John, J.A.Henkel Co., Inc., Moldmaking, Casting, Finishing and
producing solutions for jewelry artists.


#4

Hello Kathy There may be some commercial casting houses that could
handle a casting this size, or depending on the detail, perhaps a
good sandcasting could be done? I’ve spoken with a fellow who has
been in the foundry business about 40 years, and he told me they use
a very fine sand for detailed casting jobs.

Regards,
Dave Nitschke


#5

Kathy, I pour up to 25 ounces of sterling from a 100 oz electric
handy melt into a 5 inch dia by 6 inch tall flask on my vacuum
table. I don’t believe the advertised 100 ounce handy melt holds
100 ounces. The bigger question on big castings is the size of the
wax model. A 9 oz buckle would be no problem to cast if it fits into
a flask.

It would help if we knew the size of the buckle. There are mold
framed that are 4.75 inches by 3.5 inches. I had a special mold
frame made that is 6 inches by 4.5 inches. It may not be worth
buying a large frame for one project.

I would bet there are casting people that could make a mold and cast
the buckle for you.

Good Luck.
Lee


#6
 But this got me to thinking--what *is* the maximum weight that
can be cast in sterling on a vacuum casting machine? I don't even
know if our machine could handle casting an 8.5 ounce object. How
would something this heavy be done in sterling if the vacuum
machine couldn't do it? 

Hi Kathy, We have cast heavier pieces than this on Vacuum casting
machines. You do have to use a stronger investment ratio and you have
to have the ability to melt 1000 grams of silver or more to be able
to do so… Also, using a calculated weight of brass to silver isn’t
exactly accurate as you may be dealing with an additional 7 %
shrinkage factor from mold making , waxing and casting so the
silver casting may weigh less than your calculations form direct
weight conversion. Best wishes, Daniel Grandi … we do
casting/finishing and a whole lot more for people
in the trade… Contact : sales@racecarjewelry.com


#7

Kathy: have you considered casting the buckle in several pieces and
then soldering them together?

Ralph Cross
Fremont Jewelers


#8

Kathy’ A heavy piece such as you describe could be done by sand
casting. Jerry in Kodiak


#9

Kathy, Could a mold be made and then use silver clay to make a new
buckle? Teresa


#10

Hi Kathy, Sounds to me like the buckle is a prime candidate for being
cast using Delft clay to make the mold.

Delft clay casting is the jeweler’s version of sand casting. The
model, in this case the orignal buckle, is embeded in a very fine
clay. The clay is packed very tightly in 2 parts, a bottom & a top.
The model is placed in the center. After packing the clay & removing
the model, a sprue hole and any necessary vents are made in the top
part of the mold. The molten metal is then poured into the sprue,
filling the void left by the model.

After removing the cast item from the mold, the clay is reusable for
more castings of different items.

Dave


#11
Hello Kathy There may be some commercial casting houses that could
handle a casting this size, or depending on the detail, perhaps a
good sandcasting could be done? I've spoken with a fellow who has
been in the foundry business about 40 years, and he told me they use
a very fine sand for detailed casting jobs.
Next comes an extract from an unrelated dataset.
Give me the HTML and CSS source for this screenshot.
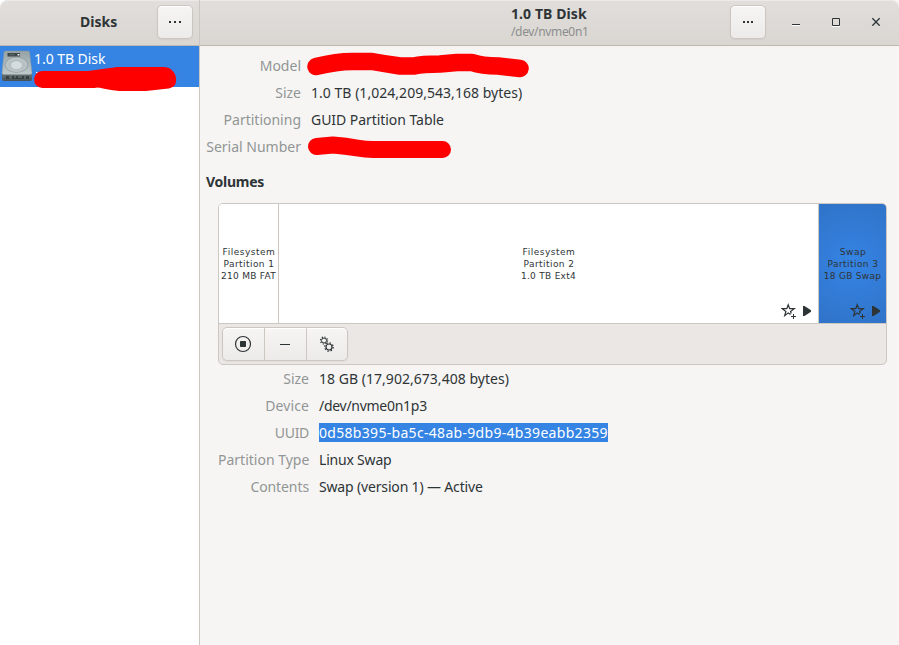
FILE: index.html
```html
<!DOCTYPE html>
<html lang="en">
<head>
<meta charset="utf-8">
<title>Disks</title>
<link rel="stylesheet" href="styles.css">
</head>
<body>
<svg class="defs" width="0" height="0">
  <symbol id="star" viewBox="0 0 16 16"><path d="M9.500 11.600 7.200 9.900 3.700 12.700l1.200-4.300L1.300 5.700h4.500L7.200 1.800l1.500 3.900h4.500L9.600 8.400l.6 2.100" fill="none" stroke="#2e3436" stroke-width="1.200"/><path d="M12.500 11v5M10 13.500h5" stroke="#2e3436"/></symbol>
  <symbol id="play" viewBox="0 0 8 10"><path d="M0 0h1.500L8 4.300v1.400L1.500 10H0z" fill="#2e3436"/></symbol>
</svg>
<div class="window">
  <aside class="sidebar">
    <header class="bar side-bar">
      <h1 class="title">Disks</h1>
      <button class="btn menu" aria-label="Menu"><svg width="14" height="2"><path d="M1 0h2v2H1zM6 0h2v2H6zM11 0h2v2h-2z" fill="#2e3436"/></svg></button>
    </header>
    <div class="disk">
      <svg class="drive" width="32" height="32" viewBox="0 0 32 32">
        <defs>
          <linearGradient id="metal" x2="0" y2="1"><stop stop-color="#96a2a5"/><stop offset="1" stop-color="#c0c9cb"/></linearGradient>
          <linearGradient id="front" x2="0" y2="1"><stop stop-color="#6f797c"/><stop offset="1" stop-color="#465053"/></linearGradient>
        </defs>
        <path d="M2 23h30v5.500q0 2.500-2 2.500H4q-2 0-2-2.500z" fill="url(#front)"/>
        <path d="M5.500 1h22.700q1.200 0 1.400 1.500L32 23q0 1.500-2 1.500H4Q2 24.500 2 23L4 2.500Q4.200 1 5.500 1z" fill="url(#metal)" stroke="#8a969a" stroke-width=".5"/>
        <path d="M7.500 3H20v3.500H7.500z" fill="#3c4548"/><path d="M9.500 4.800h5" stroke="#66767a"/><path d="M17.500 4h2v1.500h-2z" fill="#eef1f1"/>
        <ellipse cx="16.500" cy="14.800" rx="11.500" ry="7.500" fill="#abb6b9" stroke="#929ea2" stroke-width=".8"/>
        <ellipse cx="16.500" cy="14.800" rx="10" ry="6.600" fill="#b7c1c3" stroke="#cdd5d7" stroke-width=".6"/>
        <ellipse cx="16.500" cy="15.200" rx="6" ry="4.500" fill="#d5dcdd" stroke="#a7b1b4" stroke-width=".7"/>
        <path d="M6 26h3v3H6zM12 26h12v3H12zM26 26h3v3h-3z" fill="#353e41"/><path d="M14 27h2m2 0h4" stroke="#7d888b"/>
      </svg>
      <span class="disk-name">1.0 TB Disk</span>
      <svg class="mark mark-side" width="150" height="28"><path d="M3 9h1.500v1H3z" fill="#fff"/><path d="M9.500 16.500H60Q100 10 131 14" fill="none" stroke="red" stroke-width="17" stroke-linecap="round" stroke-linejoin="round"/><path d="M55 8Q76 5 84 4H130C140 4 144 12 143 19Q142 26 131 26L113 28H86Q69 26 61 23z" fill="red"/></svg>
    </div>
  </aside>
  <main class="main">
    <header class="bar main-bar">
      <div class="heading"><h2 class="title wide-title">1.0 TB Disk</h2><p class="subtitle">/dev/nvme0n1</p></div>
      <button class="btn menu" aria-label="Disk menu"><svg width="10" height="2"><path d="M0 0h2v2H0zM4 0h2v2H4zM8 0h2v2H8z" fill="#2e3436"/></svg></button>
      <div class="controls">
        <svg width="16" height="16"><path d="M4 11.500h8" stroke="#fff"/><path d="M4 10.500h8" stroke="#2e3436"/></svg>
        <svg width="16" height="16"><path d="M4 12.500h8" stroke="#fff"/><path d="M4.500 4.500h7v7h-7z" fill="none" stroke="#2e3436"/></svg>
        <svg width="16" height="16"><path d="m4.300 5.300 7.400 7.400m0-7.400-7.400 7.400" stroke="#fff"/><path d="m4.300 4.300 7.400 7.400m0-7.400-7.400 7.400" stroke="#2e3436" stroke-width="1.400"/></svg>
      </div>
    </header>
    <section class="content">
      <dl class="facts drive-facts">
        <dt class="l-model">Model</dt><dd><svg class="mark mark-model" width="230" height="26"><path d="M14 14.500Q35 9.500 50 9.500H70Q84 12 98 14H112Q120 12 138 12L155 10.500H170Q180 14 196 14L218 16.500" fill="none" stroke="red" stroke-width="17.500" stroke-linecap="round" stroke-linejoin="round"/></svg></dd>
        <dt class="l-size">Size</dt><dd><span class="v-total">1.0 TB (1,024,209,543,168 bytes)</span></dd>
        <dt class="l-part">Partitioning</dt><dd><span class="v-table">GUID Partition Table</span></dd>
        <dt class="l-serial">Serial Number</dt><dd><svg class="mark mark-serial" width="146" height="24"><path d="M9.500 11.500L26 10Q39 11 50 13T70 14.500H135.500" fill="none" stroke="red" stroke-width="17" stroke-linecap="round" stroke-linejoin="round"/></svg></dd>
      </dl>
      <h3 class="volumes-title">Volumes</h3>
      <div class="volumes">
        <div class="map">
          <div class="part p1"><span class="kind">Filesystem</span><span class="number">Partition 1</span><span>210 MB FAT</span></div>
          <div class="part p2"><span class="kind">Filesystem</span><span class="number">Partition 2</span><span>1.0 TB Ext4</span><div class="flags"><svg width="16" height="16"><use href="#star"/></svg><svg width="8" height="10"><use href="#play"/></svg></div></div>
          <div class="part p3"><span class="kind">Swap</span><span class="number">Partition 3</span><span>18 GB Swap</span><div class="flags"><svg width="16" height="16"><use href="#star"/></svg><svg width="8" height="10"><use href="#play"/></svg></div></div>
        </div>
        <div class="tools">
          <div class="btn group">
            <button aria-label="Stop"><svg width="18" height="18"><circle cx="9" cy="9" r="7.500" fill="none" stroke="#2e3436" stroke-width="1.200"/><rect x="6" y="6" width="6" height="6" rx=".8" fill="#2e3436"/></svg></button>
            <button aria-label="Remove"><svg width="16" height="16"><path d="M3 8.500h10" stroke="#2e3436"/></svg></button>
            <button aria-label="Options"><svg width="16" height="16"><g fill="none" stroke="#2e3436"><circle cx="5" cy="4.500" r="2.500" stroke-width="1"/><circle cx="5" cy="4.500" r="3.500" stroke-width="1.200" stroke-dasharray="1.200 1.550"/><circle cx="10" cy="11" r="3" stroke-width="1.200"/><circle cx="10" cy="11" r="4.200" stroke-width="1.300" stroke-dasharray="1.500 1.799"/></g></svg></button>
          </div>
        </div>
      </div>
      <dl class="facts volume-facts">
        <dt class="l-size">Size</dt><dd><span class="v-size">18 GB (17,902,673,408 bytes)</span></dd>
        <dt class="l-device">Device</dt><dd><span class="v-device">/dev/nvme0n1p3</span></dd>
        <dt class="l-uuid">UUID</dt><dd><span class="selected">0d58b395-ba5c-48ab-9db9-4b39eabb2359</span></dd>
        <dt class="l-type">Partition Type</dt><dd><span class="v-type">Linux Swap</span></dd>
        <dt class="l-contents">Contents</dt><dd><span class="v-contents">Swap (version 1) — Active</span></dd>
      </dl>
    </section>
  </main>
</div>
</body>
</html>
```
FILE: styles.css
```css
* { box-sizing: border-box; }
body { margin: 0; color: #2e3436; font: 14px/19px "Noto Sans", sans-serif; background: #f6f5f4; }
h1, h2, h3, p, dl, dd { margin: 0; }
svg { display: block; flex: none; }
button { padding: 0; border: 0; background: none; color: inherit; font: inherit; }
.defs { position: absolute; }
.window { display: grid; grid-template-columns: 200px 1fr; height: 645px; overflow: hidden; }
.sidebar { border-right: 1px solid #cdc7c2; background: #fff; }
.main { min-width: 0; }
.bar { display: flex; align-items: center; height: 46px; padding-bottom: 2px; border-bottom: 1px solid #bfb8b1; background: linear-gradient(#e1dedb, #dad6d2); box-shadow: inset 0 1px #eceae8; }
.title { font-size: 14px; line-height: 19px; font-weight: 700; white-space: nowrap; }
.wide-title { letter-spacing: .08px; }
.side-bar { padding-left: 80px; border-radius: 8px 0 0; justify-content: space-between; padding-right: 6px; }
.main-bar { padding-left: 311px; border-radius: 0 8px 0 0; }
.heading { width: 219px; }
.subtitle { font-size: 12px; line-height: 16px; margin-top: 1px; margin-bottom: -1px; letter-spacing: -.34px; color: #8b8e8d; }
.btn { display: flex; align-items: center; justify-content: center; height: 34px; border: 1px solid #cdc7c2; border-radius: 5px; background: linear-gradient(#f6f5f4, #edebe9); box-shadow: inset 0 1px #fff, 0 1px 2px #0000000d; }
.menu { width: 36px; }
.controls { display: flex; gap: 24px; margin-left: 22px; }
.disk { position: relative; display: flex; height: 41px; padding: 3px 0 0 34px; background: #3584e4; color: #fff; }
.disk-name { letter-spacing: -.05px; }
.drive { position: absolute; left: 0; top: 4px; }
.mark { position: absolute; }
.mark-side { left: 33px; top: 17px; }
.content { padding: 10px 12px 0 6px; }
.facts { display: grid; gap: 8px 10px; grid-auto-rows: 19px; white-space: nowrap; }
.drive-facts { grid-template-columns: 95px 1fr; }
.volume-facts { grid-template-columns: 91px 1fr; margin: 4px 0 0 12px; }
dt { text-align: right; color: #929595; }
dd { position: relative; }
dd span { display: inline-block; }
.mark-model { left: -9px; top: -4px; }
.mark-serial { left: -4px; top: -2px; }
.v-table { letter-spacing: -.05px; }
.v-size, .v-total { letter-spacing: .03px; }
.v-device { letter-spacing: -.28px; }
.v-type { letter-spacing: -.2px; }
.v-contents { letter-spacing: -.16px; }
.l-device { letter-spacing: .1px; }
.l-uuid { letter-spacing: -.3px; }
.l-contents { letter-spacing: -.1px; }
.volumes-title { margin: 16px 0 12px; font-size: 14px; line-height: 19px; font-weight: 700; letter-spacing: -.25px; }
.volumes { margin-left: 12px; width: 669px; height: 162px; border: 1px solid #cdc7c2; border-radius: 5px; background: #ebe7e4; overflow: hidden; }
.map { display: grid; grid-template-columns: 60px 540px 67px; height: 120px; border-bottom: 1px solid #cdc7c2; }
.part { position: relative; display: flex; flex-direction: column; align-items: center; justify-content: center; border-right: 1px solid #cdc7c2; background: #fff; font: 9px/12px "DejaVu Sans", sans-serif; letter-spacing: .28px; white-space: nowrap; }
.part .kind, .part .number { padding-left: 1px; }
.kind { letter-spacing: .52px; }
.number { letter-spacing: .45px; }
.p3 { border: 0; background: radial-gradient(circle at 50% 50%, #3584e4, #3073c8 100%); }
.flags { position: absolute; right: 7px; bottom: 4px; display: flex; align-items: center; gap: 6px; }
.p3 .flags { right: 6px; }
.tools { padding: 3px; }
.group { width: 126px; justify-content: flex-start; }
.group button { width: 42px; height: 32px; padding-right: 1px; display: flex; align-items: center; justify-content: center; border-right: 1px solid #cdc7c2; }
.group button:last-child { width: 40px; padding: 0; border: 0; }
.selected { background: #3584e4; color: #fff; letter-spacing: .306px; }
```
Or large cans (3-4000 lbs of investment is "common: in the art
industry) or ceramic shell. Ceramic shell can take most any metals,
and a hand built shell (verses a mechanical shelling system) can be
made that takes +/- 85 lbs of bronze ( a bit more in silver). Cast
iron, stainless steel, aluminym, silver, gold bronze, etc all work
well in ceramic shell. Finger print accuracy too!